Review: Black Mirror: Bandersnatch (2018)
Title: Black Mirror: Bandersnatch
Director: David Slade
Stars: Fionn Whitehead, Will Poulter, Alice Lowe
Bias: I love Choose-Your-Own-Adventure novels
In a Nutshell: The year is 1984, and Stefan Butler is an aspiring video game designer. His obsession is adapting an epic Choose-Your-Own-Adventure novel called Bandersnatch, and he’s on the verge of having his dream come true – if YOU can make the right choices to get him there.
The Critique: Bandersnatch is difficult to review for one simple reason – by design everyone’s viewing experience is going to be different, even if we all can eventually experience the same parts of the narrative. Still, despite that challenge, I think there are broad positives and negatives. Unfortunately, there’s about the same amount of each.
Black Mirror, the series, takes a largely dystopic view toward our engagement with technology, and the impact it can have on society. As a result, many of the stories the series tell end in some very dark places. I mean, seriously dark. That is equally true of many of the endings for this feature-length story (though there is apparently at least one possible happy ending, which I never managed to reach). Where this works for the story and the experience is that it made me feel increasingly complicit in the outcomes because it was my series of choices which, to a degree, led there. There is another level of engagement, however, due, in part, to the limited range of choices available, and the meta-awareness that may grow within the protagonist that his decisions might not be his own. I found myself empathizing even more with Stefan as I grew aware, and grew frustrated, with finding things spiraling out of control and no choices offered that could curtail it.
That’s also where some of the problems come in. If you’ve ever played a video game with a choice-based moral system (it’s probably called something fancier than that, but I’m not really a gamer) then you’re quickly able to anticipate where certain choices will lead, and how limiting a simple binary option is. And, along with that, there’s the technical limitation of space being provided within the story to, presumably, give the illusion of seamless-ness. The way it’s executed, however, results in the types of pauses you find in sitcoms with laugh-tracks, where there’s space after every punchline for the expected laughter.
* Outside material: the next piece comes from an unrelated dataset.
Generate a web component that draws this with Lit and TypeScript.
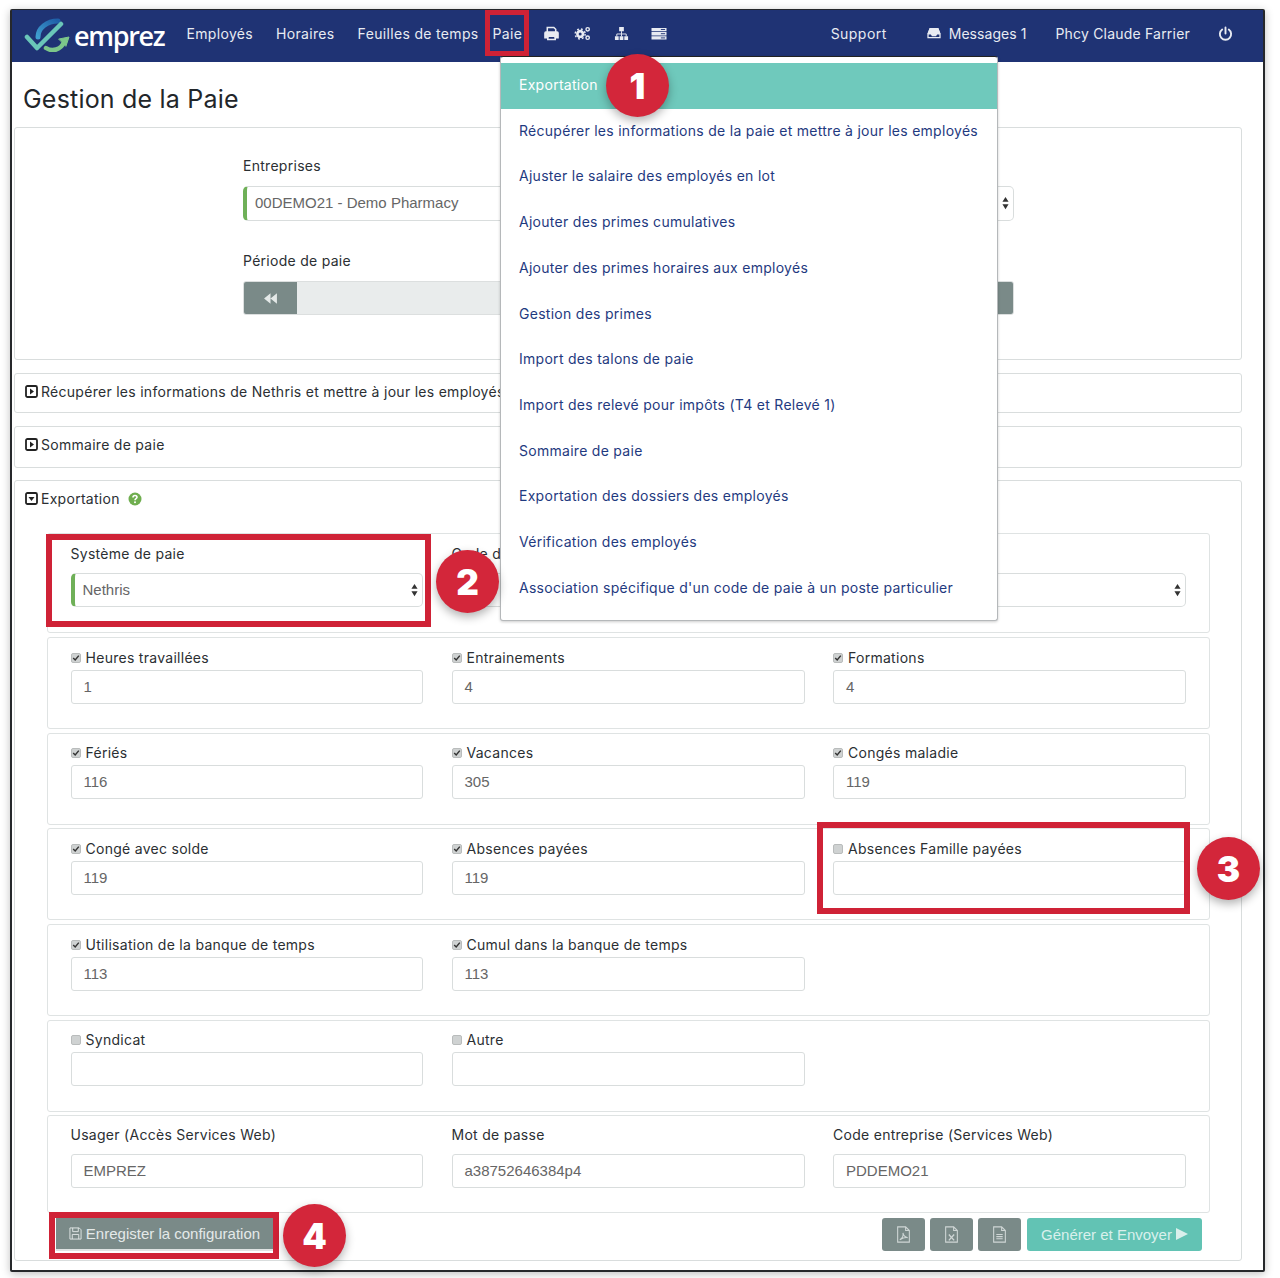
import { LitElement, html, css, svg } from "lit";
import { customElement } from "lit/decorators.js";

const menu = [
  "Récupérer les informations de la paie et mettre à jour les employés",
  "Ajuster le salaire des employés en lot",
  "Ajouter des primes cumulatives",
  "Ajouter des primes horaires aux employés",
  "Gestion des primes",
  "Import des talons de paie",
  "Import des relevé pour impôts (T4 et Relevé 1)",
  "Sommaire de paie",
  "Exportation des dossiers des employés",
  "Vérification des employés",
  "Association spécifique d'un code de paie à un poste particulier",
];

type F = { l: string; v: string; c: boolean };
const rows: F[][] = [
  [{ l: "Heures travaillées", v: "1", c: true }, { l: "Entrainements", v: "4", c: true }, { l: "Formations", v: "4", c: true }],
  [{ l: "Fériés", v: "116", c: true }, { l: "Vacances", v: "305", c: true }, { l: "Congés maladie", v: "119", c: true }],
  [{ l: "Congé avec solde", v: "119", c: true }, { l: "Absences payées", v: "119", c: true }, { l: "Absences Famille payées", v: "", c: false }],
  [{ l: "Utilisation de la banque de temps", v: "113", c: true }, { l: "Cumul dans la banque de temps", v: "113", c: true }],
  [{ l: "Syndicat", v: "", c: false }, { l: "Autre", v: "", c: false }],
];

const arrows = html`<svg class="arrows" viewBox="0 0 8 16" width="7" height="14"><path d="M4 1 7.500 6.500H.5zM4 15 .5 9.500h7z" fill="#333"/></svg>`;

const caretBox = (down: boolean) => html`<svg class="caret" viewBox="0 0 13 13" width="13" height="13">
  <rect x="1" y="1" width="11" height="11" rx="1.500" fill="none" stroke="#222" stroke-width="1.800"/>
  ${down ? svg`<path d="M3.500 5h6L6.500 9z" fill="#222"/>` : svg`<path d="M5 3.500v6L9 6.500z" fill="#222"/>`}
</svg>`;

const fileIcon = (inner: unknown) => html`<svg viewBox="0 0 14 16" width="15" height="17" fill="none" stroke="#cfd6d5" stroke-width="1">
  <path d="M1.500 .8h7.500L12.500 4.300V15.200H1.500zM9 .8v3.500H12.500"/>${inner}</svg>`;

@customElement("app-root")
export class AppRoot extends LitElement {
  static styles = css`
    :host { display: block; position: relative; height: 1278px; box-sizing: border-box; padding: 9px 15px 6px 10px; background: #fff; font-family: "Inter", "Noto Sans", sans-serif; font-size: 14px; letter-spacing: .28px; color: #2b2f33; overflow: hidden; }
    .frame { height: 100%; box-sizing: border-box; border: 2px solid #26282b; border-top-width: 1px; border-radius: 2px; box-shadow: 0 2px 8px rgba(0,0,0,.25); background: #fff; overflow: hidden; }
    nav { height: 52px; background: #1f3374; color: #e8ebf2; display: flex; align-items: center; padding: 0 0 6px 12px; box-sizing: border-box; font-size: 14px; letter-spacing: .33px; }
    .logo { display: flex; align-items: center; margin-right: 22px; padding-top: 5px; }
    .logo svg { margin-top: -2px; }
    .logo span { font-family: "Open Sans", sans-serif; font-size: 27px; font-weight: 600; color: #fff; letter-spacing: -1.300px; margin-left: 4px; line-height: 1; }
    .ni { margin-right: 23px; white-space: nowrap; }
    .ni.f { margin-right: 14px; }
    .ni.p { margin-right: 22px; }
    .ic { display: flex; margin-right: 15px; }
    .ic.w { margin-right: 22.500px; }
    .spacer { flex: 1; }
    .ni.s { margin-right: 40px; letter-spacing: .45px; }
    .msg { display: flex; align-items: center; gap: 8px; margin-right: 29px; white-space: nowrap; letter-spacing: .05px; }
    .ni.u { margin-right: 28px; letter-spacing: .2px; }
    .pw { margin-right: 30px; display: flex; }
    h1 { margin: 0; font-weight: 400; font-size: 25px; line-height: 30px; letter-spacing: .2px; color: #22262a; padding: 22px 0 13px 11px; }
    .panel { border: 1px solid #d9dddd; border-radius: 3px; margin: 0 21px 0 2px; background: #fff; }
    .top { height: 233px; box-sizing: border-box; padding: 28px 227px 0 228px; margin-bottom: 13px; }
    label, .lab { display: block; line-height: 20px; }
    .sel { position: relative; box-sizing: border-box; height: 34px; border: 1px solid #d9dddd; border-radius: 5px; border-left: 4px solid #6fb058; display: flex; align-items: center; padding: 0 0 2px 8px; font-family: "Liberation Sans", sans-serif; font-size: 15px; letter-spacing: 0; color: #666; background: #fff; }
    .arrows { position: absolute; right: 4px; top: 9px; }
    .top .sel { margin: 10px 0 30px; height: 35px; }
    .period { height: 34px; margin-top: 10px; display: flex; border-radius: 3px; background: #e9ecec; border: 1px solid #dcdfdf; box-sizing: border-box; overflow: hidden; }
    .pb { width: 53px; background: #7a8a88; display: flex; align-items: center; justify-content: center; }
    .pb.end { width: 16px; margin-left: auto; }
    .bar { height: 40px; box-sizing: border-box; display: flex; align-items: center; padding: 0 0 3px 10px; gap: 3px; margin-bottom: 13px; white-space: nowrap; }
    .bar.two { height: 42px; margin-bottom: 12px; padding-bottom: 5px; }
    .exp { height: 781px; box-sizing: border-box; padding: 0 31px 0 32px; }
    .exp .h { height: 38px; display: flex; align-items: center; padding-bottom: 3px; box-sizing: border-box; margin: 0 0 14px -22px; gap: 3px; }
    .help { margin-left: 5px; display: flex; }
    .caret { flex: none; }
    .box { border: 1px solid #dfe3e3; border-radius: 3px; box-sizing: border-box; display: grid; grid-template-columns: 352.500px 353px 353px; column-gap: 28.500px; padding: 9.500px 0 0 22.500px; height: 92px; margin-bottom: 3.700px; }
    .box.first { height: 100px; margin-bottom: 4px; padding-top: 10px; }
    .first .wide { grid-column: 2 / span 2; }
    .box.last { height: 98px; margin-bottom: 4.500px; padding-top: 9px; }
    .first .sel { margin-top: 9px; }
    .last .inp { margin-top: 9px; }
    .chk { display: flex; align-items: center; gap: 5px; height: 20px; line-height: 20px; white-space: nowrap; }
    .cb { width: 10px; height: 10px; background: #cfd2d2; border: 1px solid #b9bcbc; box-sizing: border-box; border-radius: 2px; display: flex; flex: none; }
    .inp { height: 34px; box-sizing: border-box; border: 1px solid #d9dddd; border-radius: 3px; margin-top: 2px; padding: 0 12px 1px; display: flex; align-items: center; font-family: "Liberation Sans", sans-serif; font-size: 15px; letter-spacing: 0; color: #666; background: #fff; }
    .foot { display: flex; align-items: center; height: 33px; letter-spacing: 0; }
    .btn { height: 33px; border-radius: 3px; background: #7a8a88; color: #e4e9e8; display: flex; align-items: center; justify-content: center; font-family: "Liberation Sans", sans-serif; font-size: 15px; }
    .save { width: 217px; margin-left: 9px; gap: 4px; border-bottom: 2px solid #dfe3e3; box-sizing: border-box; border-radius: 0; }
    .sq { width: 43px; margin-left: 5px; }
    .sq.a { margin-left: auto; }
    .go { width: 175px; margin: 0 8px 0 6px; background: #62c3b4; gap: 4px; color: #d9f0ec; }
    .menu { position: absolute; left: 500px; top: 56px; width: 498px; height: 565px; box-sizing: border-box; background: #fff; border: 1px solid #b5b8ba; border-top-color: #222; border-radius: 3px; padding-top: 6px; box-shadow: 0 1px 3px rgba(0,0,0,.2); }
    .mi { height: 45.700px; display: flex; align-items: center; padding-left: 18px; color: #1f3a80; font-size: 14px; white-space: nowrap; }
    .mi.on { background: #6fc9bc; color: #fff; height: 46px; padding-bottom: 3px; box-sizing: border-box; margin-bottom: -1.600px; }
    .red { position: absolute; box-sizing: border-box; border: 6px solid #cf2236; }
    .r1 { left: 485px; top: 10px; width: 44px; height: 46px; border-width: 5px; }
    .r2 { left: 46px; top: 534px; width: 385px; height: 93px; }
    .r3 { left: 817px; top: 822px; width: 373px; height: 92px; }
    .r4 { left: 49px; top: 1212px; width: 230px; height: 47px; }
    .badge { position: absolute; width: 63px; height: 63px; border-radius: 50%; background: #d3263a; color: #fff; display: flex; align-items: center; justify-content: center; font-family: "Inter", sans-serif; font-weight: 900; font-size: 35px; letter-spacing: 0; box-shadow: 0 4px 10px rgba(0,0,0,.3); }
    .b1 { left: 606px; top: 54px; }
    .b2 { left: 436px; top: 550px; }
    .b3 { left: 1197px; top: 837px; }
    .b4 { left: 283px; top: 1204px; }
  `;

  field(f: F) {
    return html`<div>
      <div class="chk"><span class="cb">${f.c ? html`<svg viewBox="0 0 10 10" width="8" height="8"><path d="M1.500 5 4 7.500 8.500 2" fill="none" stroke="#333" stroke-width="1.800"/></svg>` : ""}</span>${f.l}</div>
      <div class="inp">${f.v}</div>
    </div>`;
  }

  render() {
    return html`<div class="frame">
      <nav>
        <div class="logo">
          <svg viewBox="0 0 46 34" width="46" height="34" fill="none" stroke-linecap="round" stroke-linejoin="round">
            <defs><linearGradient id="lg" x1="0" y1="1" x2="1" y2="0"><stop offset="0" stop-color="#3f9fd0"/><stop offset="1" stop-color="#1f5fa8"/></linearGradient></defs>
            <path d="M14 19C14 10 23 3 34 3" stroke="url(#lg)" stroke-width="5"/>
            <path d="M3 19 13 30 37 6" stroke="#6ac6b8" stroke-width="4.500"/>
            <path d="M22 30C28 34 37 32 40 24" stroke="#7cc68a" stroke-width="4.500"/>
            <path d="M35 21 45 19 42 28z" fill="#7cc68a" stroke="#7cc68a" stroke-width="1"/>
          </svg>
          <span>emprez</span>
        </div>
        <div class="ni">Employés</div>
        <div class="ni">Horaires</div>
        <div class="ni f">Feuilles de temps</div>
        <div class="ni p">Paie</div>
        <div class="ic"><svg viewBox="0 0 16 16" width="15" height="15" fill="none" stroke="#e8ebf2" stroke-width="1.600"><path d="M3.500 7V1.500h7l2 2V7"/><path d="M1 7.500q0-1 1-1h12q1 0 1 1v5h-3v-2H4v2H1z" fill="#e8ebf2"/><path d="M4 11h8v3.500H4z"/></svg></div>
        <div class="ic w"><svg viewBox="0 0 18 16" width="17" height="15" fill="none" stroke="#e8ebf2"><circle cx="6.500" cy="8.500" r="3" stroke-width="2.800"/><circle cx="6.500" cy="8.500" r="5.300" stroke-width="1.500" stroke-dasharray="2 2.200"/><circle cx="14.500" cy="3.500" r="1.800" stroke-width="1.500"/><circle cx="14.500" cy="12.500" r="1.800" stroke-width="1.500"/></svg></div>
        <div class="ic w"><svg viewBox="0 0 16 16" width="15" height="15" fill="#e8ebf2"><path d="M5.500 1h5v4.500h-5zM1 11h4v4H1zM6 11h4v4H6zM11 11h4v4h-4z"/><path d="M8 5.500V8.500M3 11V8.500H13V11M8 8.500V11" stroke="#e8ebf2" fill="none" stroke-width="1"/></svg></div>
        <div class="ic"><svg viewBox="0 0 16 16" width="16" height="15" fill="#e8ebf2"><path d="M0 2h16v3.500H0zM0 6.500h16V10H0zM0 11h16v3.500H0z"/><path d="M10 3.700h4.500M10 8.200h4.500M10 12.700h4.500" stroke="#1f3374"/></svg></div>
        <div class="spacer"></div>
        <div class="ni s">Support</div>
        <div class="msg"><svg viewBox="0 0 16 14" width="14" height="12" fill="none" stroke="#e8ebf2" stroke-width="1.500"><path d="M1 8 3.500 2h9L15 8v4.500H1zM1 8h4l1 2h4l1-2h4"/><path d="M3.500 2h9L14.500 7.500H11L10 9H6L5 7.500H1.500z" fill="#e8ebf2"/></svg>Messages 1</div>
        <div class="ni u">Phcy Claude Farrier</div>
        <div class="pw"><svg viewBox="0 0 16 16" width="15" height="15" fill="none" stroke="#e8ebf2" stroke-width="2" stroke-linecap="round"><path d="M8 1.500V8M4.500 3.800a6 6 0 1 0 7 0"/></svg></div>
      </nav>

      <h1>Gestion de la Paie</h1>

      <div class="panel top">
        <label>Entreprises</label>
        <div class="sel">00DEMO21 - Demo Pharmacy${arrows}</div>
        <label>Période de paie</label>
        <div class="period">
          <div class="pb"><svg viewBox="0 0 14 12" width="15" height="13" fill="#e4e9e8"><path d="M7 1v10L1 6zM13 1v10L7 6z"/></svg></div>
          <div class="pb end"></div>
        </div>
      </div>

      <div class="panel bar">${caretBox(false)}Récupérer les informations de Nethris et mettre à jour les employés</div>
      <div class="panel bar two">${caretBox(false)}Sommaire de paie</div>

      <div class="panel exp">
        <div class="h">${caretBox(true)}Exportation
          <span class="help"><svg viewBox="0 0 14 14" width="14" height="14"><circle cx="7" cy="7" r="6.500" fill="#6fae4f"/><path d="M5 5.500Q5 3.500 7 3.500T9 5.300C9 6.800 7 6.600 7 8.200" fill="none" stroke="#fff" stroke-width="1.600"/><circle cx="7" cy="10.300" r="1" fill="#fff"/></svg></span>
        </div>

        <div class="box first">
          <div><div class="lab">Système de paie</div><div class="sel">Nethris${arrows}</div></div>
          <div class="wide"><div class="lab">Code de paie</div><div class="sel">${arrows}</div></div>
        </div>

        ${rows.map((r) => html`<div class="box">${r.map((f) => this.field(f))}</div>`)}

        <div class="box last">
          <div><div class="lab">Usager (Accès Services Web)</div><div class="inp">EMPREZ</div></div>
          <div><div class="lab">Mot de passe</div><div class="inp">a38752646384p4</div></div>
          <div><div class="lab">Code entreprise (Services Web)</div><div class="inp">PDDEMO21</div></div>
        </div>

        <div class="foot">
          <div class="btn save"><svg viewBox="0 0 14 14" width="13" height="13" fill="none" stroke="#e4e9e8" stroke-width="1"><path d="M1 1h10l2 2v10H1zM4 1v4h6V1M3.500 13V8h7v5"/></svg>Enregister la configuration</div>
          <div class="btn sq a">${fileIcon(svg`<path d="M3.500 13C6 11.500 7 9 6.500 6.500c.5 2.500 2 4 4.500 4.500-2.500-.5-5 .5-7.500 2z"/>`)}</div>
          <div class="btn sq">${fileIcon(svg`<path d="M4.500 8l5 5.500M9.500 8l-5 5.500" stroke-width="1.300"/>`)}</div>
          <div class="btn sq">${fileIcon(svg`<path d="M4 8h6M4 10h6M4 12h6"/>`)}</div>
          <div class="btn go">Générer et Envoyer<svg viewBox="0 0 12 12" width="12" height="12" fill="#d9f0ec"><path d="M0 0 12 6 0 12z"/></svg></div>
        </div>
      </div>
    </div>

    <div class="menu">
      <div class="mi on">Exportation</div>
      ${menu.map((m) => html`<div class="mi">${m}</div>`)}
    </div>

    <div class="red r1"></div><div class="red r2"></div><div class="red r3"></div><div class="red r4"></div>
    <div class="badge b1">1</div><div class="badge b2">2</div><div class="badge b3">3</div><div class="badge b4">4</div>`;
  }
}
And, additionally, the story just isn’t as effectively told as it could be, regardless. We never quite have enough information to be able to connect with the protagonist, and the objectives – completing the game by the deadline and not going insane – feel perfunctory and unobtainable, respectively. To be fair, though, the movie is well-directed by David Slade (who made the amazing film Hard Candy, and directed episodes of Breaking Bad and American Gods), and the performances by Whitehead and especially Poulter are very strong throughout. In the end it feels like a middling episode of Black Mirror, a not-particularly-good gaming experience, but an intriguing enough experience to check out if you’ve got the time and a Netflix subscription.
Shout-Out: I legitimately want to read the fictional Bandersnatch novel, as it sounds pretty awesome.